Elsewhere in the AMerican retreat, on the road to Chester, chaos was compounded by darkness. Any semblance of organization had disappeared in the dark and the army was reduced to a mob of thousands of fleeing men all along the road and in the surrounding fields, every man seeking only to follow someone in front of him. Luckily, confusion did not turn into panic. The mass of men surged forward for twelve miles until the head reached a roadblock at the bridge across Chester Creek. There the wounded American commander Lafayette, his thigh bound up in a bandage, had organized a control point and the retreat was halted. Eventually Washington and Greene arrived, and restored more permanent order to the men. By midnight Washington was so exhausted that he was able only to tumble into bed with a parting order to his staff: “Congress must be written to, gentlemen, and one of you must do it, for I am too sleepy”

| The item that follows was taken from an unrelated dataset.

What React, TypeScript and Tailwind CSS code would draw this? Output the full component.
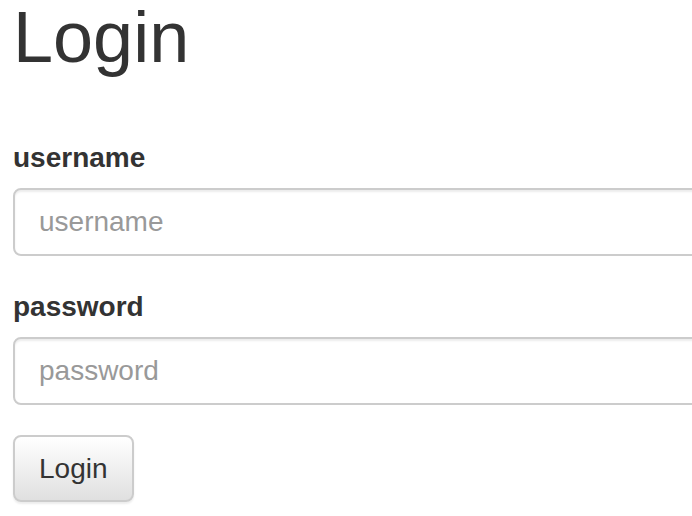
import React from "react";

export default function App() {
  return (
    <div
      className="w-[692px] h-[516px] overflow-hidden bg-white text-[#333]"
      style={{ fontFamily: '"Liberation Sans", Arial, Helvetica, sans-serif' }}
    >
      <div className="pl-[13px] w-[900px]">
        <h1 className="mt-[-2px] text-[72px] leading-[1.1] font-normal m-0">Login</h1>
        <form className="mt-[61px]" onSubmit={(e) => e.preventDefault()}>
          <div className="mb-[31px]">
            <label className="block text-[28px] leading-[40px] font-bold mb-[10px]">username</label>
            <input
              placeholder="username"
              className="block w-[860px] h-[68px] px-[24px] text-[28px] text-[#555] placeholder:text-[#999] border-2 border-[#ccc] rounded-[8px] bg-white shadow-[inset_0_2px_2px_rgba(0,0,0,0.075)] outline-none"
            />
          </div>
          <div className="mb-[30px]">
            <label className="block text-[28px] leading-[40px] font-bold mb-[10px]">password</label>
            <input
              type="password"
              placeholder="password"
              className="block w-[860px] h-[68px] px-[24px] text-[28px] text-[#555] placeholder:text-[#999] border-2 border-[#ccc] rounded-[8px] bg-white shadow-[inset_0_2px_2px_rgba(0,0,0,0.075)] outline-none"
            />
          </div>
          <button
            type="submit"
            className="h-[67px] px-[24px] text-[28px] leading-[40px] text-[#333] border-2 border-[#ccc] rounded-[8px] bg-gradient-to-b from-white to-[#e0e0e0] shadow-[inset_0_2px_0_rgba(255,255,255,0.15),0_2px_2px_rgba(0,0,0,0.075)]"
          >
            Login
          </button>
        </form>
      </div>
    </div>
  );
}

There exists no accurate record of American casualties — Washington never set down any figures. Howe’s casualties came to 583, which included 89 killed, 488 wounded and 6 missing. Howe’s estimates of the American losses, which should be taken with a grain of salt, given his ability to exaggerate, were 300 killed, 600 wounded, and 400 captured.
Surprisingly the Americans did not take their defeat as a disaster, but as a simple setback, which can be accurately expressed through Captain Enoch Anderson’s record: “Come boys, we shall do better another time”
Although John Sullivan appears to be the main culprit in allowing the American’s flank to be turned, just like it had been at Long Island, it was Washington — as commander- who must ultimately shoulder the blame and he did. The general who had performed so brilliantly at Trenton and Princeton, handling operations and intelligence in such fashion as to draw praise from Frederick the Great, was somehow not the same commander at Brandywine.
Coming off his recent loss, he’ll soon have his position as commander in chief challenged, by a man named Horatio Gates after the Battle of Saratoga.